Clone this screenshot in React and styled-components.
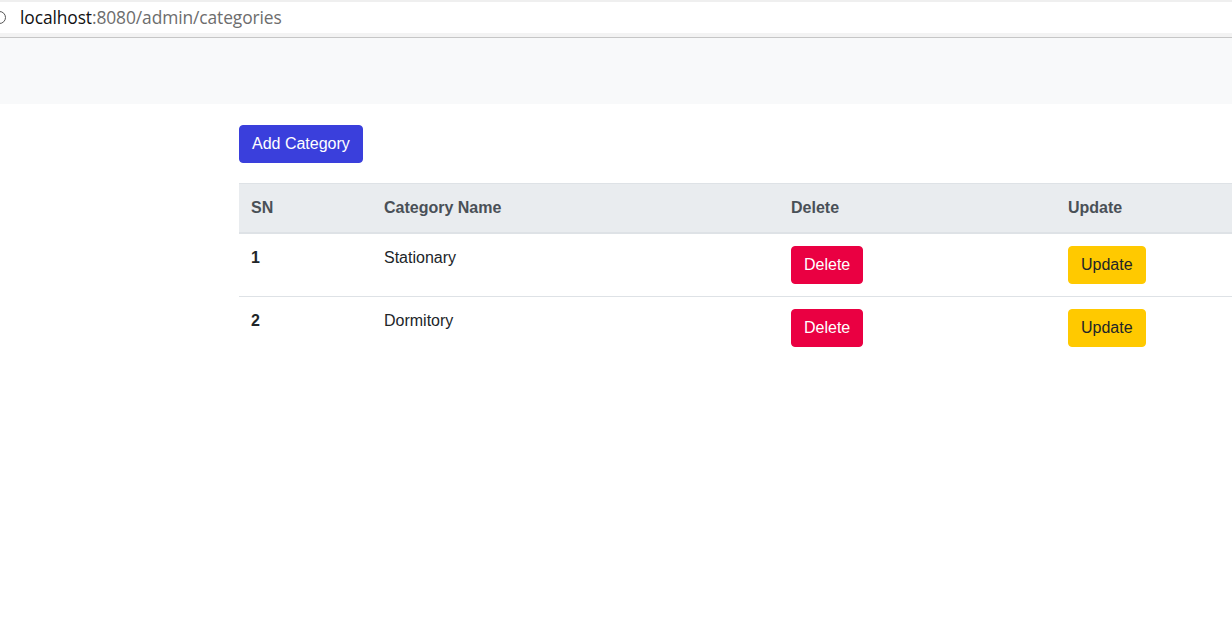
import React from "react";
import styled, { createGlobalStyle } from "styled-components";

const categories = [
  { id: 1, name: "Stationary" },
  { id: 2, name: "Dormitory" },
];

export default function App() {
  return (
    <>
      <GlobalStyle />
      <AddressBar>
        <InfoIcon />
        <Url>
          <Host>localhost</Host>:8080/admin/categories
        </Url>
      </AddressBar>

      <Navbar />

      <Main>
        <PrimaryButton>Add Category</PrimaryButton>

        <Table>
          <colgroup>
            <col style={{ width: 133 }} />
            <col style={{ width: 407 }} />
            <col style={{ width: 277 }} />
            <col style={{ width: 333 }} />
          </colgroup>
          <thead>
            <tr>
              <Th>SN</Th>
              <Th>Category Name</Th>
              <Th>Delete</Th>
              <Th>Update</Th>
            </tr>
          </thead>
          <tbody>
            {categories.map((c) => (
              <tr key={c.id}>
                <Td $bold>{c.id}</Td>
                <Td>{c.name}</Td>
                <Td>
                  <ActionButton $variant="danger">Delete</ActionButton>
                </Td>
                <Td>
                  <ActionButton $variant="warning">Update</ActionButton>
                </Td>
              </tr>
            ))}
          </tbody>
        </Table>
      </Main>
    </>
  );
}

const GlobalStyle = createGlobalStyle`
  html, body {
    margin: 0;
    padding: 0;
    background: #fff;
    overflow: hidden;
  }
  body {
    font-family: "Liberation Sans", Arial, sans-serif;
    font-size: 16px;
    line-height: 1.5;
    color: #212529;
  }
`;

const AddressBar = styled.div`
  height: 31px;
  border-top: 2px solid #efefef;
  border-bottom: 4px solid #f3f3f3;
  box-shadow: 0 1px 0 #c6c6c6;
  margin-bottom: 1px;
  background: #fff;
  display: flex;
  align-items: center;
  position: relative;
`;

/* the page-info icon, cut off by the left edge */
const InfoIcon = styled.span`
  position: absolute;
  left: -7px;
  top: 9px;
  width: 11px;
  height: 11px;
  border: 1.5px solid #555;
  border-radius: 50%;
`;

const Url = styled.div`
  margin-left: 20px;
  font-family: "Open Sans", "DejaVu Sans", sans-serif;
  font-size: 17.4px;
  letter-spacing: -0.1px;
  color: #6d6d6d;
`;

const Host = styled.span`
  color: #111;
`;

const Navbar = styled.nav`
  height: 66px;
  background: #f8f9fa;
`;

const Main = styled.main`
  padding: 21px 0 0 239px;
  overflow: hidden;
`;

const PrimaryButton = styled.button`
  display: block;
  font-family: inherit;
  font-size: 16px;
  line-height: 24px;
  padding: 6px 12px;
  border: 1px solid #3a3fdc;
  border-radius: 4px;
  background: #3a3fdc;
  color: #fff;
  cursor: pointer;
`;

const Table = styled.table`
  margin-top: 20px;
  width: 1150px;
  border-collapse: collapse;
  table-layout: fixed;
`;

const Th = styled.th`
  text-align: left;
  padding: 12px;
  line-height: 24px;
  font-weight: 700;
  color: #495057;
  background: #e9ecef;
  border-top: 1px solid #dee2e6;
  border-bottom: 2px solid #dee2e6;
`;

const Td = styled.td`
  padding: 12px;
  line-height: 24px;
  vertical-align: top;
  border-top: 1px solid #dee2e6;
  font-weight: ${({ $bold }) => ($bold ? 700 : 400)};
`;

const ActionButton = styled.button`
  font-family: inherit;
  font-size: 16px;
  line-height: 24px;
  padding: 6px 12px;
  border-radius: 4px;
  cursor: pointer;
  border: 1px solid
    ${({ $variant }) => ($variant === "danger" ? "#ea0042" : "#ffc900")};
  background: ${({ $variant }) => ($variant === "danger" ? "#ea0042" : "#ffc900")};
  color: ${({ $variant }) => ($variant === "danger" ? "#fff" : "#212529")};
`;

Required task:
Output an exact copy of the material, with the pictures removed.

Worked solution:
Clone this screenshot in React and styled-components.
import React from "react";
import styled, { createGlobalStyle } from "styled-components";

const categories = [
  { id: 1, name: "Stationary" },
  { id: 2, name: "Dormitory" },
];

export default function App() {
  return (
    <>
      <GlobalStyle />
      <AddressBar>
        <InfoIcon />
        <Url>
          <Host>localhost</Host>:8080/admin/categories
        </Url>
      </AddressBar>

      <Navbar />

      <Main>
        <PrimaryButton>Add Category</PrimaryButton>

        <Table>
          <colgroup>
            <col style={{ width: 133 }} />
            <col style={{ width: 407 }} />
            <col style={{ width: 277 }} />
            <col style={{ width: 333 }} />
          </colgroup>
          <thead>
            <tr>
              <Th>SN</Th>
              <Th>Category Name</Th>
              <Th>Delete</Th>
              <Th>Update</Th>
            </tr>
          </thead>
          <tbody>
            {categories.map((c) => (
              <tr key={c.id}>
                <Td $bold>{c.id}</Td>
                <Td>{c.name}</Td>
                <Td>
                  <ActionButton $variant="danger">Delete</ActionButton>
                </Td>
                <Td>
                  <ActionButton $variant="warning">Update</ActionButton>
                </Td>
              </tr>
            ))}
          </tbody>
        </Table>
      </Main>
    </>
  );
}

const GlobalStyle = createGlobalStyle`
  html, body {
    margin: 0;
    padding: 0;
    background: #fff;
    overflow: hidden;
  }
  body {
    font-family: "Liberation Sans", Arial, sans-serif;
    font-size: 16px;
    line-height: 1.5;
    color: #212529;
  }
`;

const AddressBar = styled.div`
  height: 31px;
  border-top: 2px solid #efefef;
  border-bottom: 4px solid #f3f3f3;
  box-shadow: 0 1px 0 #c6c6c6;
  margin-bottom: 1px;
  background: #fff;
  display: flex;
  align-items: center;
  position: relative;
`;

/* the page-info icon, cut off by the left edge */
const InfoIcon = styled.span`
  position: absolute;
  left: -7px;
  top: 9px;
  width: 11px;
  height: 11px;
  border: 1.5px solid #555;
  border-radius: 50%;
`;

const Url = styled.div`
  margin-left: 20px;
  font-family: "Open Sans", "DejaVu Sans", sans-serif;
  font-size: 17.4px;
  letter-spacing: -0.1px;
  color: #6d6d6d;
`;

const Host = styled.span`
  color: #111;
`;

const Navbar = styled.nav`
  height: 66px;
  background: #f8f9fa;
`;

const Main = styled.main`
  padding: 21px 0 0 239px;
  overflow: hidden;
`;

const PrimaryButton = styled.button`
  display: block;
  font-family: inherit;
  font-size: 16px;
  line-height: 24px;
  padding: 6px 12px;
  border: 1px solid #3a3fdc;
  border-radius: 4px;
  background: #3a3fdc;
  color: #fff;
  cursor: pointer;
`;

const Table = styled.table`
  margin-top: 20px;
  width: 1150px;
  border-collapse: collapse;
  table-layout: fixed;
`;

const Th = styled.th`
  text-align: left;
  padding: 12px;
  line-height: 24px;
  font-weight: 700;
  color: #495057;
  background: #e9ecef;
  border-top: 1px solid #dee2e6;
  border-bottom: 2px solid #dee2e6;
`;

const Td = styled.td`
  padding: 12px;
  line-height: 24px;
  vertical-align: top;
  border-top: 1px solid #dee2e6;
  font-weight: ${({ $bold }) => ($bold ? 700 : 400)};
`;

const ActionButton = styled.button`
  font-family: inherit;
  font-size: 16px;
  line-height: 24px;
  padding: 6px 12px;
  border-radius: 4px;
  cursor: pointer;
  border: 1px solid
    ${({ $variant }) => ($variant === "danger" ? "#ea0042" : "#ffc900")};
  background: ${({ $variant }) => ($variant === "danger" ? "#ea0042" : "#ffc900")};
  color: ${({ $variant }) => ($variant === "danger" ? "#fff" : "#212529")};
`;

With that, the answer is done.